Pero, lo realmente lamentable, es cómo los italianos han olvidado o han desvirtuado el sentido de un vocablo del deberían estar orgullosos: antifascismo. Uno de ellos es la cantante italiana más famosa internacionalmente: Laura Pausini.

Ocurrió en plena campaña durante una entrevista a Pausini en un programa de humor y entretenimiento de un canal de televisión de España.

En un determinado momento del late show, el presentador empezó a cantar la primera estrofa de “Bella Ciao” la canción de la resistencia italiana contra el fascismo, e invitó a Pausini a que cantara con él, a lo que se negó en rotundo con un “no, no, no, es una canción muy política, yo no canto canciones políticas”.

La anécdota saltó a Italia y calentó las redes con internautas que señalaban, amargamente, que Pausini, como tantos otros, hayan olvidado que no es una canción contra un cierto partido político, sino, precisamente, contra los que quieren acabar con el sistema de partidos políticos democráticos.

“Ahora ya se puede decir que Bella Ciao no es un canto de liberación —lamentó la escritora De Gregorio—, sino una canción política”.

En el otro extremo, el vocablo fascismo está de moda como arma acusatoria y se usa (o se abusa de él) en numerosos contextos, a medida que llegan y se afianzan en el poder líderes de extrema derecha sin complejos, como el húngaro Viktor Orban, cuyos golpes autoritarios fueron “premiados” con una aplastante mayoría absoluta el 4 de abril en gran medida por el miedo de la UE a castigar con dureza su deriva autoritaria.

¿Queremos desincentivar el ascenso de la extrema derecha autoritaria, la que se aprovecha de la democracia para atacarla? Pues bien, congelen de inmediato los cheques de ayuda que la UE concede periódicamente a Budapest por ser país miembro "pobre" o reformen el Consejo de Seguridad para que las potencias agresoras con derecho a veto no invadan por capricho otros países o a qué espera EU para juzgar a Donald Trump por incitar a la rebelión. 

Pero, independientemente de poner ya un freno a la extrema derecha, ¿son Orban, la francesa Marine Le Pen y Trump fascistas? ¿lo será Meloni cuando gobierne? ¿un partido de extrema derecha es un partido fascista?

Uno de los mayores expertos en fascismo del mundo, el italiano Emilio Gentile responde sin pestañear: "No, en absoluto".

Preguntado por la BBC el 23 de marzo de 2019, día del centenario de la fundación por Mussolini de los "Fasci italiani di combattimento", Gentile quiso dejar claro que el fascismo no sólo es autoritario, sino es totalitario, porque anula por la fuerza la soberanía popular y la somete a un régimen militarizado sin derechos ciudadanos.

“En 1925 el Duce asumió todos los poderes y transformó el régimen parlamentario y democrático en un estado totalitario regido por la falta total de libertades individuales, políticas, de organización y de pensamiento”, declaró.

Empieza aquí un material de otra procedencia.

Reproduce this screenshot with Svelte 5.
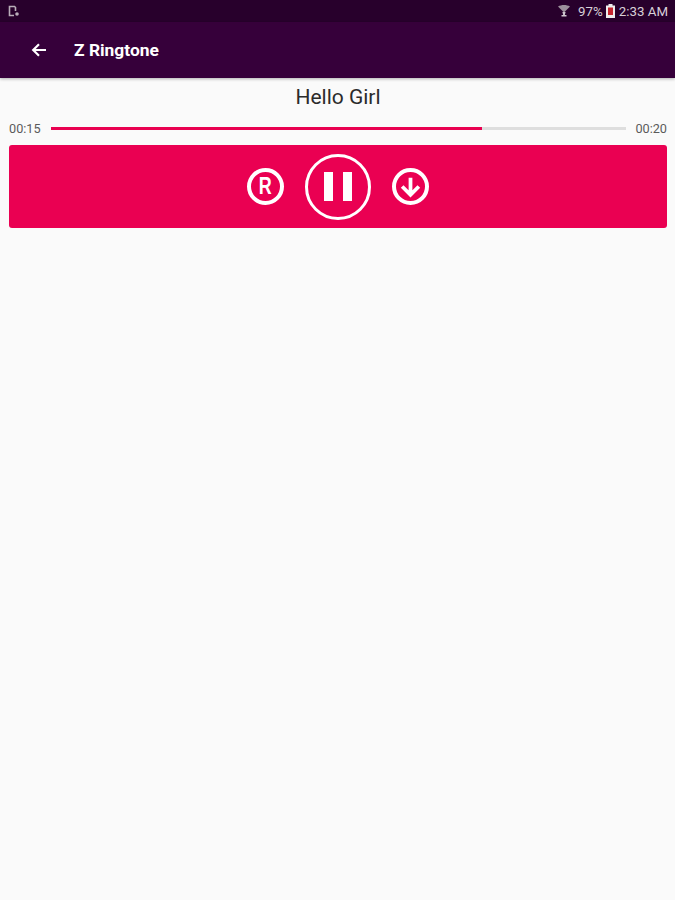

En cuanto a los partidos de extrema derecha después de la derrota del totalitarismo, en 1945, “son movimientos que se oponen a los principios de la Revolución Francesa de igualdad y libertad; afirman la primacía de la nación, pero sin necesariamente tener una organización totalitaria o una ambición de expansión imperialista”, declaró y reiteró: “Sin el régimen totalitario, sin la sumisión de la sociedad en un sistema jerárquico militarizado no es posible hablar de fascismo”.

Dicho esto, la aclaración no quiere decir que la extrema derecha no sea un peligro para la democracia por el hecho de no ser genuinamente fascista.

“En nombre de la soberanía popular, alguien puede asumir características racistas, antisemitas y xenófobas; pero no lo convierte en fascista mientras no niegue totalmente la soberanía popular”, declaró.

En otras palabras, Trump fue un autoritario que dividió a la sociedad —y ello provocó el movimiento de resistencia Antifa—; intentó negar la soberanía popular y puede incluso que estuviese tentado a dar un golpe de Estado, pero finalmente no usó su poder de comandante en jefe para dar la orden y de inmediato encarcelar a su rival, Joe Biden, cerrar periódicos y aplicar leyes marciales.

Pero también es cierto que quiere venganza y nadie sabrá lo que hará, si finalmente gana las elecciones de 2024.

Lo único cierto, hasta la fecha, es que sí hay un dirigente que aspira abiertamente a convertirse en un fascista genuino y a imponer un estado totalitario en su país: el presidente de Rusia, Vladimir Putin.